Find the Fleeting Light

scaling these cliff walls
 feels easier than your words
 of guilt and judgment
 

 yet, rivers sparkle;
 ancients thrived here, not survived
 (just like you and me)
 

 too much to take in–
 the beauty of history,
 of sights still unseen,
 

 of children’s faces
 as youth clings as fleetingly
 as the setting sun
 

 we are captive here
 in these soft moments of light
 (help me preserve them)
 

Day Four, Road Trip 2016

on a perfect day
 with music following us
 on every corner
 
 i sometimes get trapped
 in thoughts of poverty, loss
 (also on corners)
 
 my girls all grinning
 taking pics and buying gifts–
 the perfect white life
 
 yet anger jumps out
 from car windows and bar doors,
 a cruel reminder:
 
 we’re not all equal.
 some of us can ride trolleys,
 take month-long road trips.
 
 others beg for change
 with thin plastic drinking cups
 that they’ll fill later
 
 in all this joy: grief.
 vacations are like heaven
 mixed with sorrow
 
 

Weekend Kingdom

Just before we left the mountains after the long weekend, the girls were asking their father to borrow his pocket knife so that they could carve their names into a tree trunk.

“We need to leave our mark!”

“We’re getting in the car in five minutes. You had all weekend to do that. Not now.”

They had all weekend to explore. To see where the nonexistent paths might take them. They found bottles that drunk former campers had left behind and found pleasure shattering them against boulders. They climbed over fallen tree trunks in an attempt to get to the next outlook or outhouse. They discovered several carcasses and took pieces in their hands to pretend to roast, brush the teeth of, or assign names to. They built and destroyed campfires, each claiming a stick and making rainbow sparklers dance across the sky. They set up their own tent and fought over who had the best pad, the warmest sleeping bag, the most comfortable spot. They made charcoal paint from ashen logs and drew on paper plates, clothes… themselves. They picked up giant pieces of bark and an abandoned rope, making an old-fashioned telephone “show” as they handed the “receiver” back and forth for hours on end, chatting about extended metaphors and checking current schedules for fire-fixing availability. They disappeared for hours on end, hiking several miles, discovering miniature ponds in large boulders, old cables that worked as trampolines, views of distant peeks… and … themselves.

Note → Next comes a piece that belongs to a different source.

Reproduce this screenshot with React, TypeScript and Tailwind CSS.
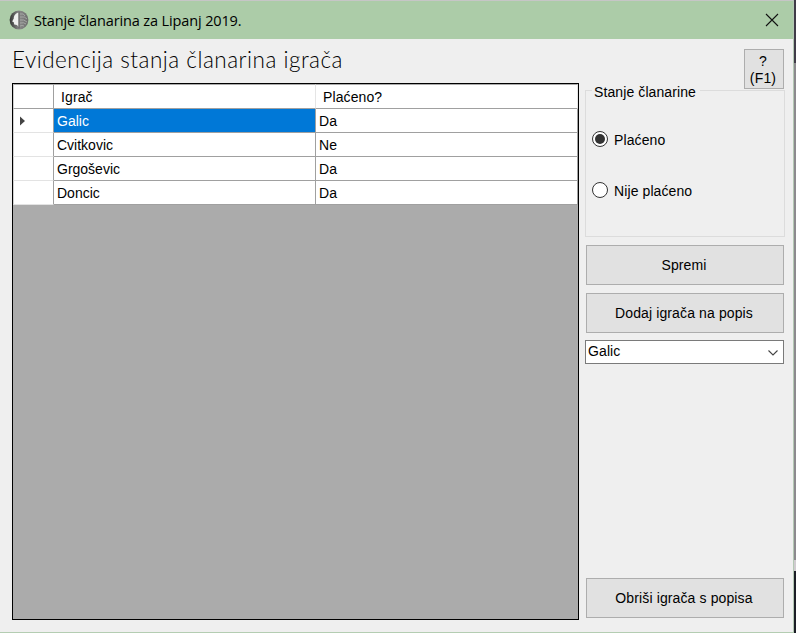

They couldn’t carve their names into the trunks of trees because they were already leaving a piece of themselves behind. In a world surrounded by screens and studying and neat city blocks with perfect yards and friendly neighbors, they released themselves into nature as all children should. They giggled with their friends and had free reign over their weekend kingdom.

As we made our way down the dusty dirt road onto the smooth pavement that curved its snakelike yellow line out of the canyon, I was thinking about the pieces of all of us that are scattered behind us wherever we go. In their own way, my girls left their imprint on that mountain, with eighteen sets of shoe prints, a forgotten wisp of paper towel, a broken branch. But more importantly, the mountain left a piece of itself in us. The panicked drive up with nauseous travelers and no sites in sight. The scratches and ripped pants from too many falls and rough rocks. The charcoaled face paint. The layers of dirt and pine needles and campfire stench unwashable by the best of the best machines.

The memory of a weekend free of chores, free of homework, free of nagging, free of screens, free of strict diets, free…

Free.

In the end, Daddy didn’t give them the knife. Instead they piled in the Pilot, all seven of them, taking their new “telephone” to carry on their stories for the drive home. They pointed to peeks they’d topped on their independently-led hikes. They commented on how strangely smooth the pavement felt once we finally arrived to it. They napped near the end, fully exhausted from running a kingdom all weekend.

Even without a pocketknife, they left their names on that mountain. They carved them into the curve of the road that wrapped itself around our site. Into the bits of clouds that only barely covered the sun. Into the memory of every mountain, of every happy childhood that begins and ends with a bit of royalty, a bit of owning all your choices if even for a day.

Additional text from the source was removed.